Write output to HBase using the Spark HBase Connector.

This pipeline provides near real-time insights with fault tolerance guaranteed by Spark checkpointing and HBase persistence.

Performance Tuning Tips

Region Server Optimization: Balance HBase region splits to avoid hotspots.
Caching: Use Spark’s in-memory caching for frequently accessed datasets.
Batch Operations: Use bulk mutations in HBase to reduce RPC overhead.
Resource Allocation: Properly tune Spark executors and memory to handle HBase client loads.
Serialization: Use efficient serializers like Kryo in Spark jobs interacting with HBase.

Common Pitfalls and Troubleshooting

Version Compatibility: Mismatched versions between Spark, HBase, and connectors can cause runtime exceptions.
Schema Mismatches: Ensure column family and qualifier names align between HBase tables and Spark catalogs.
Connection Timeouts: Network partitioning or misconfigured Zookeeper quorum can lead to connectivity issues.
Data Skew: Uneven rowkey distribution can degrade performance; design rowkeys carefully.

Use Spark and HBase logs for debugging and consider enabling verbose logging during development.

Conclusion

Integrating HBase with Apache Spark unlocks the potential for sophisticated real-time big data applications, combining low-latency storage with high-throughput analytics.
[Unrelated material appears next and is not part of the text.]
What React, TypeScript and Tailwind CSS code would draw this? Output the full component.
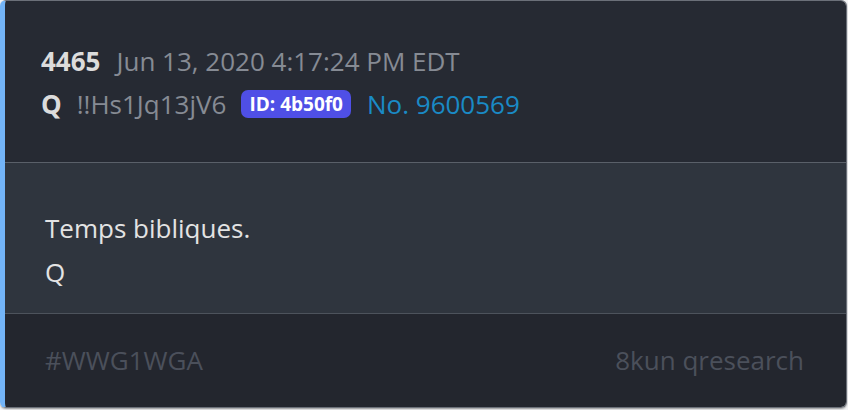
export default function App() {
  return (
    <div className="w-[848px] h-[410px] bg-[#f3f4f6]" style={{ fontFamily: '"Open Sans", "Noto Sans", sans-serif' }}>
      <div className="w-[847px] h-[408px] flex flex-col rounded-[6px] overflow-hidden border border-[#6b7079] border-l-[5px] border-l-[#73b4f7] shadow-[0_1px_2px_rgba(0,0,0,0.4)]">
        {/* header */}
        <div className="h-[162px] bg-[#262a33] border-b border-[#5a6069] pl-[36px] pt-[41px]">
          <div className="flex items-baseline gap-[16px] text-[26px] leading-[38px]">
            <span className="font-bold text-[#dcdcdc]">4465</span>
            <span className="text-[#868b94]">Jun 13, 2020 4:17:24 PM EDT</span>
          </div>
          <div className="flex items-center mt-[7px] text-[26px] leading-[34px]">
            <span className="font-bold text-[#dcdcdc]">Q</span>
            <span className="ml-[15px] text-[#868b94]">!!Hs1Jq13jV6</span>
            <span className="ml-[15px] rounded-[7px] bg-[#4f4fe6] px-[8px] h-[28px] flex items-center text-[19px] font-bold text-white">ID: 4b50f0</span>
            <span className="ml-[16px] text-[#1a8ac6]">No. 9600569</span>
          </div>
        </div>
        {/* body */}
        <div className="h-[151px] bg-[#2f353e] border-b border-[#4d535c] pl-[40px] pt-[43px] text-[26px] leading-[44px] text-[#e3e3e3]">
          <div>Temps bibliques.</div>
          <div>Q</div>
        </div>
        {/* footer */}
        <div className="flex-1 bg-[#23262e] pl-[40px] pr-[42px] flex items-center justify-between text-[26px] text-[#4b505b]">
          <span>#WWG1WGA</span>
          <span>8kun qresearch</span>
        </div>
      </div>
    </div>
  );
}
By leveraging connectors like SHC and adhering to best practices in configuration and tuning, developers can build scalable, fault-tolerant pipelines that meet modern data processing demands.

Mastering this integration empowers organizations to process streaming data efficiently and gain actionable insights faster than ever before. Start experimenting with your Spark and HBase setup today to harness the full power of real-time big data analytics.